First up, we find Tallahassee trio Medusa Phase joining the extended family fold with the cassette/download Negative Space, an alluringly inscrutable album that joins the dots between Weekend’s La Varieté, Fontana-era Cocteau Twins and Connan Mockasin’s Caramel, with plenty of woozy gauziness and half-melted melodicism.

Close behind is the sub-editor troubling allyoueverwanted, which anthologises – on one CD – three previously-released 2008-2013 EPs (and a little bit more) from the New York-based MAYa (AKA British expat and multi-disciplinary creator Maya Hardinge); covering a broad but seamless spectrum of work that melds neo-classical cinematics, strains of PJ Harvey circa White Chalk, Anna Calvi’s more hushed moments, shades of Anita Lane’s Dirty Pearl and Björk’s most gamelan-tinged avant-pop experiments.

Both releases may not leap out of the speakers and do require some unhurried headphone-listening but there are a lot of enthralling places to be surveyed across the pair.

On the fully retrospective front some reliable outlets also continue to re-excavate the goods…

Although there have been plenty of archival side-outings for Suicide in the past on top of core LP catalogue reissues – in the form of tape-store raiding singles/EPs for Record Store Day, a live recording boxset and the Blast First Petite split-10” series – there surprisingly hasn’t been a go-to sampler-meets-best-of collection.
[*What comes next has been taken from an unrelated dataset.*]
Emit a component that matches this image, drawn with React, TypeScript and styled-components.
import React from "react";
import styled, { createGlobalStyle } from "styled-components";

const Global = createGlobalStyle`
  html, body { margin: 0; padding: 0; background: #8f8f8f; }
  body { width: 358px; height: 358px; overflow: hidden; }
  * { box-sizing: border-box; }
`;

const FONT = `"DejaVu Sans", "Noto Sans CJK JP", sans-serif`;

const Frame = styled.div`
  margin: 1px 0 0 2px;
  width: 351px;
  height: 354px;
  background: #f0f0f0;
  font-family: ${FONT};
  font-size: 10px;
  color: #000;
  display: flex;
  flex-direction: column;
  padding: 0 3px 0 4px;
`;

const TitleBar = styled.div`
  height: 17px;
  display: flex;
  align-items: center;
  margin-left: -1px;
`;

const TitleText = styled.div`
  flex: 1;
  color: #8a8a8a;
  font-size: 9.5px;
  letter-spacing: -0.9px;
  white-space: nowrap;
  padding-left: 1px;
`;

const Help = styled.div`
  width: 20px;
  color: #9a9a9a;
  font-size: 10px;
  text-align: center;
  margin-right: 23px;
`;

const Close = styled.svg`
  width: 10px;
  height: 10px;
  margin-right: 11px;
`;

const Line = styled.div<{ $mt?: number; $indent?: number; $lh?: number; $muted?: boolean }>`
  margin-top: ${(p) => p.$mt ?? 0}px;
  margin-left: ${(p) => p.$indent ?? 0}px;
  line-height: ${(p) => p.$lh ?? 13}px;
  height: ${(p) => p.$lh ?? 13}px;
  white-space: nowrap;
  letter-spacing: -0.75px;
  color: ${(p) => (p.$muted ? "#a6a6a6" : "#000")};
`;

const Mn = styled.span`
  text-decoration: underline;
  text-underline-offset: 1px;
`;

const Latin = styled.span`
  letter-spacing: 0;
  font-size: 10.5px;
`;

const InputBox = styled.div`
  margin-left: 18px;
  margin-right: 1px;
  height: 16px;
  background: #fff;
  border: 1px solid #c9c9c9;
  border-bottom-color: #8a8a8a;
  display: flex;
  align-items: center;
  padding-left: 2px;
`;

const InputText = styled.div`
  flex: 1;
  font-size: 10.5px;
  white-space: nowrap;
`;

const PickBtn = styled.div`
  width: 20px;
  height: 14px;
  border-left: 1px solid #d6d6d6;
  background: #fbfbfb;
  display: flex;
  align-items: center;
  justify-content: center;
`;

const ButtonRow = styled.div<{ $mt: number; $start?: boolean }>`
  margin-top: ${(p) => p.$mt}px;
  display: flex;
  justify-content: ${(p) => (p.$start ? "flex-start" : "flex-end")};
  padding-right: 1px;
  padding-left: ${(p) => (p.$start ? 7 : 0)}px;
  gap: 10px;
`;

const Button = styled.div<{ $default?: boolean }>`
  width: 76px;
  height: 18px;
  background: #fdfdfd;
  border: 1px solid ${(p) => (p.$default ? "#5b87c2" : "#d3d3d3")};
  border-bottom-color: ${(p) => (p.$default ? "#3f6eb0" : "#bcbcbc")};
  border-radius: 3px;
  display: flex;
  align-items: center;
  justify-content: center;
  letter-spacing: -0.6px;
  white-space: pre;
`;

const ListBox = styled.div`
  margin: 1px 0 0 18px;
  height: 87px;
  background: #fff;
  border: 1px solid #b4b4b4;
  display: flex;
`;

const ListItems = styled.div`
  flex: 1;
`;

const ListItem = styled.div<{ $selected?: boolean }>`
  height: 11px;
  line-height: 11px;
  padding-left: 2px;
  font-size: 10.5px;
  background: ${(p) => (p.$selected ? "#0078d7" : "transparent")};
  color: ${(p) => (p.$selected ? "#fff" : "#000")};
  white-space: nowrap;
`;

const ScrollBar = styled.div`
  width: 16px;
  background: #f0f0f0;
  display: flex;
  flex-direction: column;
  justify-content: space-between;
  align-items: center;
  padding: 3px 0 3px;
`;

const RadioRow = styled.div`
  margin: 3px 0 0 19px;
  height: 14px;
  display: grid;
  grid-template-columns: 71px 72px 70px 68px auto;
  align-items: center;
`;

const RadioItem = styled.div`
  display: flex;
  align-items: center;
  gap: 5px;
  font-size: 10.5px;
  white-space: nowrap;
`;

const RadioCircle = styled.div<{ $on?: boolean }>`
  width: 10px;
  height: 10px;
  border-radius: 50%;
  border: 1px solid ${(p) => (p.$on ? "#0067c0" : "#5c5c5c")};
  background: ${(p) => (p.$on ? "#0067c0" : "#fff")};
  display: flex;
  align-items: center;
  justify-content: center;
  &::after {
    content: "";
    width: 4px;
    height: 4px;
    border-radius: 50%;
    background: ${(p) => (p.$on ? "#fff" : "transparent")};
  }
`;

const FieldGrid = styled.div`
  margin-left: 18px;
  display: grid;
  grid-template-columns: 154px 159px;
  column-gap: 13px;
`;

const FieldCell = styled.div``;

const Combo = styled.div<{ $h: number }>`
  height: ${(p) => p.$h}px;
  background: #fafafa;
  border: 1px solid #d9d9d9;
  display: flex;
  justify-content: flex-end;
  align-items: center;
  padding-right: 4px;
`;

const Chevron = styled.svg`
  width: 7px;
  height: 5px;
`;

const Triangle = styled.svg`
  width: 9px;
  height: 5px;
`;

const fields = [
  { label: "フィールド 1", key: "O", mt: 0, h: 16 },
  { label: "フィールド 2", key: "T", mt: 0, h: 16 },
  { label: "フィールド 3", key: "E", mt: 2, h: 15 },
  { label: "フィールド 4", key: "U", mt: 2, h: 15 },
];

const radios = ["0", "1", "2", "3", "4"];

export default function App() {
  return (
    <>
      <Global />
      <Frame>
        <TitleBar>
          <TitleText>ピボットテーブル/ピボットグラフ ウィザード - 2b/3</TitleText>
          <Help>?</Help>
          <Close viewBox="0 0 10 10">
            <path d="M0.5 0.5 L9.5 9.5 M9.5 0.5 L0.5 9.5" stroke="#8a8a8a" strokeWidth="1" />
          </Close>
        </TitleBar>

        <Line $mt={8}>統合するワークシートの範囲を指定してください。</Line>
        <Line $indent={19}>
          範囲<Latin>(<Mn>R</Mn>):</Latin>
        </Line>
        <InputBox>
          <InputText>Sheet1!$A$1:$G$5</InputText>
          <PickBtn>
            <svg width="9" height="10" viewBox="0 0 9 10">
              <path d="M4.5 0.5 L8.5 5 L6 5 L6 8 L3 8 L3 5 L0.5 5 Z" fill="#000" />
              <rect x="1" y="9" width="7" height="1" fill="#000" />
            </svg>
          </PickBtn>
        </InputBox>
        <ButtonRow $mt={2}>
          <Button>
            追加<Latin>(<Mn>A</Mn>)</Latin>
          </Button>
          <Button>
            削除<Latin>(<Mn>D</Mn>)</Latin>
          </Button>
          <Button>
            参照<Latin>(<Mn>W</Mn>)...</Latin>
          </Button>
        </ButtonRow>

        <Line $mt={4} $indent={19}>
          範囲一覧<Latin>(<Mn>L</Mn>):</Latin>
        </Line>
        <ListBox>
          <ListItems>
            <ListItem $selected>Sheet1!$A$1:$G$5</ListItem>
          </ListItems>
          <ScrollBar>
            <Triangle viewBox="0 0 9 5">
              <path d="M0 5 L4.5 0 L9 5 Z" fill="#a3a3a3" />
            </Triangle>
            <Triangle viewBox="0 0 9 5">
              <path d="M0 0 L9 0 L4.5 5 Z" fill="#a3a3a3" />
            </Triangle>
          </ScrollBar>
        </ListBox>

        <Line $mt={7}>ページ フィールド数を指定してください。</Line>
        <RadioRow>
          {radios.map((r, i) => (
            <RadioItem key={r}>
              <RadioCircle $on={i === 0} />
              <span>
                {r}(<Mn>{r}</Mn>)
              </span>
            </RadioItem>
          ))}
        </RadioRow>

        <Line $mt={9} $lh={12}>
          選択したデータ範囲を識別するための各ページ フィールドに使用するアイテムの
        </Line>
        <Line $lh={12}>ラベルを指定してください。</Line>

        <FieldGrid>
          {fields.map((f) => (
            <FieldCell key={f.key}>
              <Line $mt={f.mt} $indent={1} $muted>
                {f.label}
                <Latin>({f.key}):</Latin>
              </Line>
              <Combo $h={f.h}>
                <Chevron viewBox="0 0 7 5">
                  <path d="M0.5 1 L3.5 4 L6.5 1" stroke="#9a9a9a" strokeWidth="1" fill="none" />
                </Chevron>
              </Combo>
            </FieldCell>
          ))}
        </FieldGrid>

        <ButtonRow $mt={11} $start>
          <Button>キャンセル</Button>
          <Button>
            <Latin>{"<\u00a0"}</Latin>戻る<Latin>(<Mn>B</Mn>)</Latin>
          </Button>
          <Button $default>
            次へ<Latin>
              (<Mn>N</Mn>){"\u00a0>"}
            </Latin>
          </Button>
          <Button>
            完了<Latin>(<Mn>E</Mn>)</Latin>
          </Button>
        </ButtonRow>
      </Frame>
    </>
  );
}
Surrender (Mute/BMG) aims to fill that void.

Pulling together key pieces from the first two essential full-lengths from 1977 and 1980, a sprinkling of tracks from the later long players spread between 1988 and 2002 and unreleased early alternative cuts (one on the CD, two on the vinyl edition), this semi-portable anthology is sequenced with a chronological disorder that makes it frustrating to properly plot the evolution of the twosome’s pioneering and highly influential canon. However, taking the material on its own merits despite the shuffled-up contextualisation, there is much here that reminds us why the legacy of Suicide remains so potent.

Whether its Rev’s dual knack for placing punk grit into pulsing synth-repetitions (“Rocket USA”, “Ghost Rider”, “Mr Ray”, “Diamonds, Fur Coat, Champagne”) and summoning-up raw yet elegiac beauty (“Dream Baby Dream” and “Cheree”) that has heavily-intoxicated everyone from Gallon Drunk to Wooden Shjips over the years or the late Vega’s maniacal but focused persona and visceral lyricism that bridged the gaps between Elvis, Iggy Pop and Nick Cave (across everything from the terrifying “Frankie Teardrop” to the soothing aforementioned “Dream Baby Dream”), it’s clear that this was a pairing with borderline-unique creative powers.
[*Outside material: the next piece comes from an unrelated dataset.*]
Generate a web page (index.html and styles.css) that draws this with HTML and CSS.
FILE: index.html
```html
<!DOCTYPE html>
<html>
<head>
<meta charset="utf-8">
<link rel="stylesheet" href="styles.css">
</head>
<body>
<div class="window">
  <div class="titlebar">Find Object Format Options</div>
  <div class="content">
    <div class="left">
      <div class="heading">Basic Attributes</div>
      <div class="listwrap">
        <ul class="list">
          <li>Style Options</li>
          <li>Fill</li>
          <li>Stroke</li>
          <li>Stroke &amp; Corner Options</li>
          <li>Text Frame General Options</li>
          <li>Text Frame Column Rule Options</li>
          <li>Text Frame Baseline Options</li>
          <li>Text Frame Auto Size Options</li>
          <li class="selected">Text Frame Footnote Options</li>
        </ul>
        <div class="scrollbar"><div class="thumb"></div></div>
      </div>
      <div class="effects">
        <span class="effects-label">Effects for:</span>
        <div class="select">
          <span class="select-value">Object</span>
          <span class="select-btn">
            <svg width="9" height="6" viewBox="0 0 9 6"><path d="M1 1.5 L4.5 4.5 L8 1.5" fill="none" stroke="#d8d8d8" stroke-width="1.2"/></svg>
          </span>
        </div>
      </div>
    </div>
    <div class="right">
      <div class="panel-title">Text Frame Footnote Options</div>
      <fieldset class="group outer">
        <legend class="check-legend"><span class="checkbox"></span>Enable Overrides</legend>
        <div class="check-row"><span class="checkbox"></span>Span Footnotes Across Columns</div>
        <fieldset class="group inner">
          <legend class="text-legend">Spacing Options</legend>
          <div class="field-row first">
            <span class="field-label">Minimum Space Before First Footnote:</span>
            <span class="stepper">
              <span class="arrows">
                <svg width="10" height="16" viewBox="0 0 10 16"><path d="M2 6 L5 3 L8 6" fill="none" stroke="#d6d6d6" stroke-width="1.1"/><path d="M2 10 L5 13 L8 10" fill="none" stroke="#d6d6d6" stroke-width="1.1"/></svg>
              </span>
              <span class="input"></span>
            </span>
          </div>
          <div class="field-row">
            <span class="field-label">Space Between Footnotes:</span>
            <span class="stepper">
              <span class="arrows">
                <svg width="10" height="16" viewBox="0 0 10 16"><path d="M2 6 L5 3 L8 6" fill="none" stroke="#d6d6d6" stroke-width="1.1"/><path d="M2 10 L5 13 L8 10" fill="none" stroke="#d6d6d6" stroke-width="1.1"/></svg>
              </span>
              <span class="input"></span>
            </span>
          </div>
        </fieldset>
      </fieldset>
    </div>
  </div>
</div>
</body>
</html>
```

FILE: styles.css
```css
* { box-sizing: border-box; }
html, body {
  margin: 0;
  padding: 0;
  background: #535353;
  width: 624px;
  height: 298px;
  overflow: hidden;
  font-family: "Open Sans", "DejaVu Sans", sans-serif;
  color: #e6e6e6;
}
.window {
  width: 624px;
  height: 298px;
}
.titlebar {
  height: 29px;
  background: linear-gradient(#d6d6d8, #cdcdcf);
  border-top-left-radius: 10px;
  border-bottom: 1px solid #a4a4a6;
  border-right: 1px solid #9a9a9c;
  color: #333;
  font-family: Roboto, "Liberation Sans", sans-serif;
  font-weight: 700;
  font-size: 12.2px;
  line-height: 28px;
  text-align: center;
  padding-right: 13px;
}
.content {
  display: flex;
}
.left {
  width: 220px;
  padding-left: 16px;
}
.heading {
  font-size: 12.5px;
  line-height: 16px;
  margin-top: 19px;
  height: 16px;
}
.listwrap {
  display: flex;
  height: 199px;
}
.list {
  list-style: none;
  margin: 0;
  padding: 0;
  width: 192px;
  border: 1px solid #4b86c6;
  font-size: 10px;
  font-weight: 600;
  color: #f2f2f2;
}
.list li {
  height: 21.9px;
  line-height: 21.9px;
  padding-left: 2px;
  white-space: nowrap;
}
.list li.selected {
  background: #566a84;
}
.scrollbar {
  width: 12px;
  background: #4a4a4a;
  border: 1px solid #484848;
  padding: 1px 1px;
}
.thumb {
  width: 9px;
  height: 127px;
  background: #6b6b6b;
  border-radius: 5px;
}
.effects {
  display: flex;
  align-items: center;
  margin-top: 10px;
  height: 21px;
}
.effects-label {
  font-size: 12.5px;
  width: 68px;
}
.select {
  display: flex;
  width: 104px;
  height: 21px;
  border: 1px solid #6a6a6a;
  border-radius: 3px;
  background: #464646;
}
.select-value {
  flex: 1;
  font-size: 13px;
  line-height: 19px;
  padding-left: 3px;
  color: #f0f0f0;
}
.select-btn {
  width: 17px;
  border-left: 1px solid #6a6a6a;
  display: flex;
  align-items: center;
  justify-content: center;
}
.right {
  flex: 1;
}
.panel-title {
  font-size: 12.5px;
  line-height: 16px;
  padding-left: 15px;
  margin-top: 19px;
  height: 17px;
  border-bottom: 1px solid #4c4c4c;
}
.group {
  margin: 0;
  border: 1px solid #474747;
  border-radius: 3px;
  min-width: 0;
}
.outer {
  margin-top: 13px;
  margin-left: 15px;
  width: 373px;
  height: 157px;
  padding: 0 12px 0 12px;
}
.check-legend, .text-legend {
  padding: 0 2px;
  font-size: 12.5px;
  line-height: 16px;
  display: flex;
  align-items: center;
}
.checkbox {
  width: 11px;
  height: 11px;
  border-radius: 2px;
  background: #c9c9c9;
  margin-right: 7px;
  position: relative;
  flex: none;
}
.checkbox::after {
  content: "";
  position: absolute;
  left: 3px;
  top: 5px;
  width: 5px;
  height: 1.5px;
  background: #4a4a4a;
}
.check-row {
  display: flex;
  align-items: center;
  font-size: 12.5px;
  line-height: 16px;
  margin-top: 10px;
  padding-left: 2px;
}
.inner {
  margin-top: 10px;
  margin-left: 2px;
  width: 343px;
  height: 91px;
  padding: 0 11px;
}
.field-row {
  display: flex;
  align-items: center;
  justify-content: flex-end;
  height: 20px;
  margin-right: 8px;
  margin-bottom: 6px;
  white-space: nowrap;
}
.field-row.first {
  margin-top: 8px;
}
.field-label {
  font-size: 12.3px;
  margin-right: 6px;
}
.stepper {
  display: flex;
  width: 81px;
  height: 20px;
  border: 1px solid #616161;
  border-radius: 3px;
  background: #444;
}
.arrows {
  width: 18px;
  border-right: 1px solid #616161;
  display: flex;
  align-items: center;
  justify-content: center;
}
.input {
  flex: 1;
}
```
Additionally, this round-up sparks two other observations. One, it prompts the need to explore post-1980 Suicide studio wares a little more closely; thanks to the likes of the rubbery funked-up “Dominic Christ” and the oddly serene gospel-edged “Surrender”, though less so from The Fall-vaporized-by-too-many-effects messiness of “Dachau, Disney, Disco” and “Why Be Blue?”.

Two, it reminds us that sonic framing, performances and personalities aside, Rev and Vega were an extraordinary songwriting team, which in part explains why such a diffuse range of artists – that incorporates Angel Corpus Christi, Anna Calvi, Luna, R.E.M., Bruce Springsteen and Primal Scream – have successfully transported their songs into intriguing and at times transcendental new directions over the last few decades.

A somewhat flawed but important and illuminating compendium all told.

Finally, Fire Records continue to prove themselves – alongside the oft-undervalued Cherry Red Records – as careful custodians of guitar-slinging veterans of certain vintage.

Hence, after many years reupholstering the earlier ‘pre-success’ catalogue of The Lemonheads, the label finally unveils – after some no doubt hard major label negotiations – the definitive enhanced reissue of 1992’s It’s a Shame About Ray.

The fat-free pinnacle of Evan Dando’s contrarian CV to date, the album needs little introduction nowadays other than to say that its cross-fusions of Grant Hart, Gram Parsons, The Ramones and The Blake Babies, filtered through seemingly effortless but tightly-forged songcraft, remains refreshing and comforting.

Coupled with a second disc that features a near-complete round-up of contemporaneous rarities (after Rhino’s less comprehensive 2008 deluxe edition), existing fans and any latecomers are well-served alike. A long-overdue reboot of 1993’s more sprawling but still fondly-remembered Come on Feel The Lemonheads should be along next if we’re lucky.

And for those looking for something gnarlier from the same era then Come’s previously discussed on these pages Peel Sessions compendium (also on Fire) doesn’t disappoint either. Packing in place fierce but finessed BBC-commissioned readings of songs from 1992’s Eleven: Eleven, 1994’s recently-reissued Don’t Ask Don’t Tell and a couple of B-sides, along with a separate earlier bonus live recording of the never-before-released “Clockface”, this is a public service product compiled with consummate skill and attention, even if it drops half a mark for there being no CD edition to sit next to the handsome vinyl-with-digital-only presentation.